Specifically, supply chain management involves balancing reliable customer delivery with manufacturing and inventory management costs (Billington, 1994). Two metrics commonly used to measure overall supply chain performance are (1) order fulfillment cycle time, and (2) inventory level and cost. One major problem involved in supply chain management is understanding and managing the uncertainties involved in the supply chain. This is especially true in industries such as fashion skiwear where demand is heavily dependent on a variety of factors that are difficult to predict - weather, fashion trends, the economy - and the peak of the retail selling season is only two months long (Fisher, Hammond, Obermeyer and Raman, 1994). Three fundamental sources of uncertainty exist along a supply chain. They include demand (volume and mix), process (yield, machine downtimes, transportation reliabilities), and supply (part quality, delivery reliabilities) (Billington, 1994; Lee and Billington, 1993; Lee, Billington and Carter, 1993). Inventories are often used to protect the chain from these uncertainties. Another major problem involved in supply chain management is the management of lead-time. A role of information technology (IT) in supply chain management is to assist managers in managing uncertainty and lead time through improved collection and sharing of information between supply chain nodes. It is felt that this will result in better customer service, through better coordination, and improve asset management, by giving decision-makers the information necessary to optimize inventory and capital asset costs. Many of these improvements occur because IT enables changes to be made in inventory management and production planning dynamically. The difficulty arises when trying to design an information system that can handle the information needs of each of the supply chain nodes to allow efficient, flexible, and decentralized supply chain management. The information technology that enables information sharing across a supply chain is discussed in Section 3.
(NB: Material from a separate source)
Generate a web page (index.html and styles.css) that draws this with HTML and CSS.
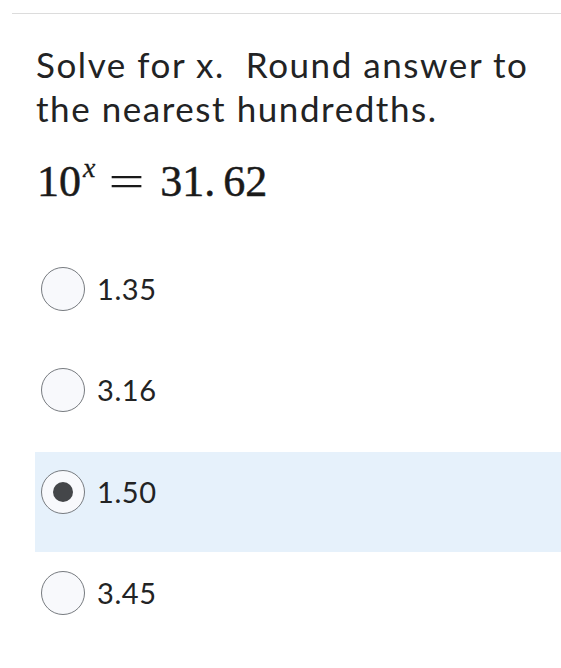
FILE: index.html
```html
<!DOCTYPE html>
<html>
<head>
<meta charset="utf-8">
<link rel="stylesheet" href="styles.css">
</head>
<body>
<div class="rule"></div>
<div class="question">
  <p class="prompt">Solve for x.&nbsp; Round answer to the nearest hundredths.</p>
  <p class="math"><span class="num">10</span><sup class="var">x</sup><span class="eq">=</span><span class="num">31.</span><span class="num sp">62</span></p>
  <div class="options">
    <div class="option"><span class="radio"></span><span class="label">1.35</span></div>
    <div class="option"><span class="radio"></span><span class="label">3.16</span></div>
    <div class="option selected"><span class="radio checked"></span><span class="label">1.50</span></div>
    <div class="option"><span class="radio"></span><span class="label">3.45</span></div>
  </div>
</div>
</body>
</html>
```
FILE: styles.css
```css
html, body {
  margin: 0;
  padding: 0;
  background: #ffffff;
}
body {
  width: 561px;
  height: 668px;
  overflow: hidden;
  font-family: Lato, "Liberation Sans", sans-serif;
  color: #222324;
}
.rule {
  margin: 13px 0 0 12px;
  border-top: 1px solid #dcdcdc;
}
.question {
  padding-left: 35px;
}
.prompt {
  margin: 28px 0 0 1px;
  font-size: 35px;
  line-height: 44px;
  letter-spacing: 1.55px;
  width: 524px;
}
.math {
  margin: 27px 0 0 2px;
  font-family: "Liberation Serif", "Times New Roman", serif;
  font-size: 44px;
  line-height: 50px;
  color: #1a1a1a;
  -webkit-text-stroke: 0.5px #1a1a1a;
  white-space: nowrap;
}
.math .var {
  font-style: italic;
  font-size: 28px;
  vertical-align: 0;
  position: relative;
  top: -19px;
  margin-left: 2px;
  -webkit-text-stroke: 0.3px #1a1a1a;
}
.math .eq {
  display: inline-block;
  transform: scaleX(1.45);
  margin: 0 21px 0 19px;
  -webkit-text-stroke: 0;
}
.math .sp {
  margin-left: 8px;
}
.options {
  margin: 37px 0 0;
  display: flex;
  flex-direction: column;
}
.option {
  height: 101px;
  display: flex;
  align-items: flex-start;
  padding-left: 6px;
  box-sizing: border-box;
}
.option.selected {
  background: #e6f1fb;
  height: 100px;
  margin: 1px 0 1px;
}
.option .radio {
  margin-top: 18px;
  width: 42px;
  height: 42px;
  border: 1px solid #777b80;
  border-radius: 50%;
  background: #f8f9fc;
  display: flex;
  align-items: center;
  justify-content: center;
  flex: none;
}
.option .radio.checked::after {
  content: "";
  width: 20px;
  height: 20px;
  border-radius: 50%;
  background: #444649;
}
.option .label {
  margin: 20px 0 0 12px;
  font-size: 29px;
  line-height: 40px;
  letter-spacing: 0.6px;
}
```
Summary Description Of Supply Chain Management

The information infrastructure that is required by supply chain management is by nature supported by a distributed information system. Because of this, we feel that a distributed system model is most appropriate to describe a supply chain network. Distributed problem solving is the cooperative solution of problems by a decentralized and loosely coupled collection of knowledge sources (KS's) located in a number of distinct processor nodes (Smith and Davis, 1988). Distributed problem solving is often necessary because no one node has sufficient information to solve the entire problem. The components of a distributed, coordination intensive, problem include goals, activities, actors, and interdependencies (Malone and Crowston, 1990). We feel that a supply chain can be described by identifying its actors, activities, interdependencies, goals and objective. Our supply chain description is summarized in Table 1.

Table 1: Supply Chain Management Summary Description

1. Actors

Suppliers, manufacturers, assemblers, distributors, and customers

2. Activities

Material and information processing

3. Interdependencies

Material shipments and orders,
Funds transfer,
Information sharing, and
Command and control

4. Goals

Minimize order fulfillment cycle time,
Minimize inventory levels and costs,
Minimize uncertainty, and
Preserve robustness

5. Overall Objective

Balance individual goals based on priorities to produce the best "average" performance, or the best "worst case" performance.

The overall supply chain objective is to balance each of the goals based on their importance to supply chain managers. In some situations costs may be the priority, while in other situations customer service may be the priority. In all situations it is important to operate in a manner that allows the supply chain to adapt to changes in the business environment.

* Current Technology That Enables Supply Chain Information Sharing

In this section we discuss current technologies that enable information sharing across supply chains. Details of how to implement these systems into a complete supply chain information infrastructure are outside the scope of this paper. The technologies that we discuss include electronic data interchange (EDI), the Internet-based World Wide Web (WWW), intranets, and extranets.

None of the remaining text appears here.